Honestly, though, I had gone from living with my parents in the house I grew up in one day, to living with my husband the next. There were no in between s; no cool apartments with friends furnished with thrift shop furniture. No time to be on my own, no time to make my own mistakes, no time to live my life as I so chose.
So after my divorce I did a lot of completely random things, in an attempt to “reinvent” myself into adulthood. For instance, I started wearing an excessive amount of makeup. I’ve never been big on makeup but for some reason I felt that getting divorced was reason enough to start wearing more. It was enough where my coworkers noticed and actually said something. Pictures of me during this time are interesting, to say the least.
Then I started dressing different; wearing clothes that would look good on a 20 something but not on the 38-year-old mom that I was. I became obsessed with wedge sandals and 6 inch high heels. Once I bought a too short mini skirt and my mom (whom I was living with at the time) asked “are you really leaving the house in that?”As I walked out the door.
Then I got into this phase where I would only buy something if it was purple.
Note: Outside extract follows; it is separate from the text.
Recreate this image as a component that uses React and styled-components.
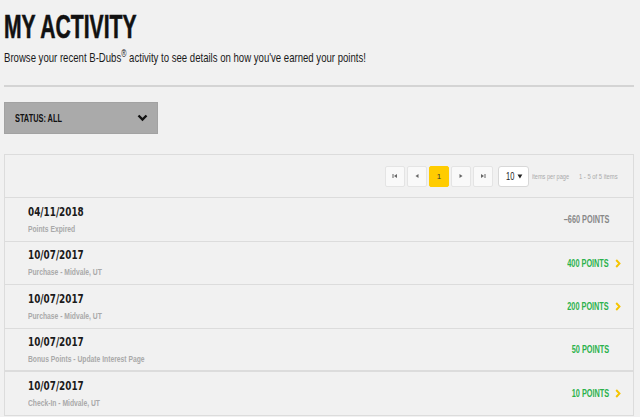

Then I made a bucket list of things that I wanted to do in my lifetime. At the top of my list was “get a tattoo” and “buy a car that’s not a mini van.”
So I bought a smaller “non-mom” car, that wasn’t a mini van. The gas mileage was great. The space that it lacked for my 4 growing adolescents was not.
Then I got a tattoo. Of a blackbird. A female blackbird flying away, on her own.
And then I realized that the biggest lie I had ever believed was “I don’t know how to be an adult.”
I feel like I”m doing okay. I’m not doing it perfectly, but that would make life boring. At least that’s what I let myself believe. It’s much better than believing I can’t do it at all.
I’m flying with my own wings.
I had to sell the “non-mom” car and buy another mini-van. I gave the mini skirt away. I ditched the heavy makeup look.
I think I’ll keep the tattoo, though. I kind of like it.